* [Information provided]:
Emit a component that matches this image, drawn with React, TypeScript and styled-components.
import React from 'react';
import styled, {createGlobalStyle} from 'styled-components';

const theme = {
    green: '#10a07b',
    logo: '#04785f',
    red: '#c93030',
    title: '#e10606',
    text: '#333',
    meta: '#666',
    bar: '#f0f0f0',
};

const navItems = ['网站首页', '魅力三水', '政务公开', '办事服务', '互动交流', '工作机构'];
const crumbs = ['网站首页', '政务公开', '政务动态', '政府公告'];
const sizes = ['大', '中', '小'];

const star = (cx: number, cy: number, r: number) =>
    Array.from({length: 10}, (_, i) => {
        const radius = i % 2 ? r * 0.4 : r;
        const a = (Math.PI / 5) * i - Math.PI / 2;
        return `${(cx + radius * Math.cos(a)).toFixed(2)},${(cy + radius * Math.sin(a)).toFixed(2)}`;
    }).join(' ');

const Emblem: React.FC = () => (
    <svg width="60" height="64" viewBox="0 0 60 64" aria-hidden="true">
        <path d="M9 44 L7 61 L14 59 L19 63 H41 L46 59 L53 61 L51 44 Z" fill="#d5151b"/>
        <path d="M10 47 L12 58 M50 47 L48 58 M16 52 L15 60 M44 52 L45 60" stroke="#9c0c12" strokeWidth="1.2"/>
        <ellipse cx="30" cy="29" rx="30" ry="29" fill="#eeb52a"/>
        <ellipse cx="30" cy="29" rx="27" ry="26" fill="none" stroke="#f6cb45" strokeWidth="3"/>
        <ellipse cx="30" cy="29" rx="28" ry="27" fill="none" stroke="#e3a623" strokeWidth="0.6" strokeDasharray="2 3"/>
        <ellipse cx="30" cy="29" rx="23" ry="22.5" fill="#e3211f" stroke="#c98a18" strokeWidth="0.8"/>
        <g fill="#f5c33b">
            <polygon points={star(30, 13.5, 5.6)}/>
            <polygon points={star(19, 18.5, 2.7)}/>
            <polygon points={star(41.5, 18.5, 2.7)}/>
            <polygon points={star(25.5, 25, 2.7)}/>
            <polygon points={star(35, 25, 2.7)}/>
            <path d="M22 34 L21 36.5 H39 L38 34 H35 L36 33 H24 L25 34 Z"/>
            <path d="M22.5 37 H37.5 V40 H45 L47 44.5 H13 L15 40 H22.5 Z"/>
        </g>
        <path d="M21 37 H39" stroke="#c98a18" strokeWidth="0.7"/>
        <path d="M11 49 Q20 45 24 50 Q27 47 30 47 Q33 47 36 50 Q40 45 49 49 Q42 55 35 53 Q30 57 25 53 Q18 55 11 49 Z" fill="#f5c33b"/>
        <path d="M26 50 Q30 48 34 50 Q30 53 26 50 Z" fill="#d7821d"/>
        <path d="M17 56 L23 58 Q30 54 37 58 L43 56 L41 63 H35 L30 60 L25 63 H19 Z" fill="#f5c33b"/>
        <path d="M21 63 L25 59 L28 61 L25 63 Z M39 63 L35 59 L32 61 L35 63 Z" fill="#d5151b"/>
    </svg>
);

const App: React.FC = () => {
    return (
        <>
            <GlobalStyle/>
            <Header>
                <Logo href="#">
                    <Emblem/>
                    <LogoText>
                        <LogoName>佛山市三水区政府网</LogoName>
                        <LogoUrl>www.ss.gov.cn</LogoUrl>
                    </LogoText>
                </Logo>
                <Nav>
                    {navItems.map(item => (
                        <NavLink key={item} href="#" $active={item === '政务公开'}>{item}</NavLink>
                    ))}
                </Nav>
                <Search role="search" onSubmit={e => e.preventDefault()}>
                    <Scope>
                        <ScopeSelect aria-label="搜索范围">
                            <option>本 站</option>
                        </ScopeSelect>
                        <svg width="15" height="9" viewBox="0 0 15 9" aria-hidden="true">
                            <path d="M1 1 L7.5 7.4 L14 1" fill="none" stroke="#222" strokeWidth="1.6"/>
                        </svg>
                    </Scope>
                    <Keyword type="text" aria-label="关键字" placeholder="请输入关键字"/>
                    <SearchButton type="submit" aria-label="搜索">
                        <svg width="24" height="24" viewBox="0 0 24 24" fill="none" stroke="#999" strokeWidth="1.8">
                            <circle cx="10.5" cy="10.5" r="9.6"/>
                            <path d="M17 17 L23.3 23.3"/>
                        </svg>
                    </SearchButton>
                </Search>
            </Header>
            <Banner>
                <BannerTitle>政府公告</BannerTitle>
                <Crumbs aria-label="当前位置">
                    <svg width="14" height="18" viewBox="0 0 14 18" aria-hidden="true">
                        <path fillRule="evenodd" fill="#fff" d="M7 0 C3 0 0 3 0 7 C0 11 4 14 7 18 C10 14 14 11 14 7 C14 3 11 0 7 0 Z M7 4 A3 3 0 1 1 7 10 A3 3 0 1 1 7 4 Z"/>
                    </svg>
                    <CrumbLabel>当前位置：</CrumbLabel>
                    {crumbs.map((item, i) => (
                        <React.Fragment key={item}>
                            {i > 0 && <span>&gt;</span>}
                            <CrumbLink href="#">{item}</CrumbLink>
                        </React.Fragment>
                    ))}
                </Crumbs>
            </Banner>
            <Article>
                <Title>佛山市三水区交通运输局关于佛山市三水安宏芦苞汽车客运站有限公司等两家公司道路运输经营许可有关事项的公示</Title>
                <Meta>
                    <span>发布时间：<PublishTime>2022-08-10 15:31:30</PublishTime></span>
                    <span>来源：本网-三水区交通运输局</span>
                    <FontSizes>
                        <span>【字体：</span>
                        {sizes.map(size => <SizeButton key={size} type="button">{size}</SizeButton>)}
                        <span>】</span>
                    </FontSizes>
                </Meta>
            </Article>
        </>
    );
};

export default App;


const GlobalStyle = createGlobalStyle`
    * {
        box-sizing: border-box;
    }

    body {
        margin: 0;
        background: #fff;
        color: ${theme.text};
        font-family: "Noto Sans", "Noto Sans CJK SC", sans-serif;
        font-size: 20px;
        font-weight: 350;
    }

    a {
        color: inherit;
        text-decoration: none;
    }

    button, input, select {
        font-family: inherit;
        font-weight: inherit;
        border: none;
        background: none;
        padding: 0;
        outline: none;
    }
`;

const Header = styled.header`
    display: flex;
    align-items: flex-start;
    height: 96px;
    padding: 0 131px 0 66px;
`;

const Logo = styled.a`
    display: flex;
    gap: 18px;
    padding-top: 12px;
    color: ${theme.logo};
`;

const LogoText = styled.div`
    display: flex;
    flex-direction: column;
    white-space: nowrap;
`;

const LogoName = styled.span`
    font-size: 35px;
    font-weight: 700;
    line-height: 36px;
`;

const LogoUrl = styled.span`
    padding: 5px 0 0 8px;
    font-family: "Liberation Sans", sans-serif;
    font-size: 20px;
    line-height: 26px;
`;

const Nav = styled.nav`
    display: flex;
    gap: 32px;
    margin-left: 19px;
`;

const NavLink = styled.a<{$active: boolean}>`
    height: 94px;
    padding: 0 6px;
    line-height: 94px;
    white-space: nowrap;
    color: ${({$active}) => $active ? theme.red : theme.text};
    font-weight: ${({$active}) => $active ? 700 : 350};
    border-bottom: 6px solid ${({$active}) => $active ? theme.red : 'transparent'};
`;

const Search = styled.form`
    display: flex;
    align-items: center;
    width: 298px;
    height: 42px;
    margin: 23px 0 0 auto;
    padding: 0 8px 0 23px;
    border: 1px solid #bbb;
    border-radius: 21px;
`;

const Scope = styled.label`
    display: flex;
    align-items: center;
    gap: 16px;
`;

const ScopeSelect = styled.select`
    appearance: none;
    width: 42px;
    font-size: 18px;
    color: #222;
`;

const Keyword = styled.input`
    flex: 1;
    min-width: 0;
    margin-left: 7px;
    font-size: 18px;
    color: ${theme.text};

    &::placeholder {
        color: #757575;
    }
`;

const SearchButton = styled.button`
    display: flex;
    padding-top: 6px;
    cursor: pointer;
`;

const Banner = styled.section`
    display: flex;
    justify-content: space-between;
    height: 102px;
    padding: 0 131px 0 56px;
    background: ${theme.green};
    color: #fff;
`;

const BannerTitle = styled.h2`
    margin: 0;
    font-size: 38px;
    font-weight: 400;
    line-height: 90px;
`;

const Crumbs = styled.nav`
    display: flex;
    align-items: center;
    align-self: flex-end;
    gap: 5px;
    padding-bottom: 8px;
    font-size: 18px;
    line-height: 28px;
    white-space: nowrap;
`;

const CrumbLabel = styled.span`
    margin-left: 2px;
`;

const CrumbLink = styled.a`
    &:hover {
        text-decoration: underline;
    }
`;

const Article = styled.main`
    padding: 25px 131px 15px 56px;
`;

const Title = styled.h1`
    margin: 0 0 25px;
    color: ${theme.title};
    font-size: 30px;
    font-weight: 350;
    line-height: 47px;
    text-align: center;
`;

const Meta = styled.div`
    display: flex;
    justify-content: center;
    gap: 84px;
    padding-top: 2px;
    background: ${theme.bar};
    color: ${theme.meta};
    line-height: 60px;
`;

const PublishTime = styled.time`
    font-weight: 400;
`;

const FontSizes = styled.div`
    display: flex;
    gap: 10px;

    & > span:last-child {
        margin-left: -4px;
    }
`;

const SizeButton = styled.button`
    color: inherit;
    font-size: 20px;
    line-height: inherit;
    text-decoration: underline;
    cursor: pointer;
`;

* [Direction]:
From the first line above through the line that contains "const sizes = ['大', '中', '小'];", quote each line exactly. Output nothing more.

* [Output for this exercise]:
Emit a component that matches this image, drawn with React, TypeScript and styled-components.
import React from 'react';
import styled, {createGlobalStyle} from 'styled-components';

const theme = {
    green: '#10a07b',
    logo: '#04785f',
    red: '#c93030',
    title: '#e10606',
    text: '#333',
    meta: '#666',
    bar: '#f0f0f0',
};

const navItems = ['网站首页', '魅力三水', '政务公开', '办事服务', '互动交流', '工作机构'];
const crumbs = ['网站首页', '政务公开', '政务动态', '政府公告'];
const sizes = ['大', '中', '小'];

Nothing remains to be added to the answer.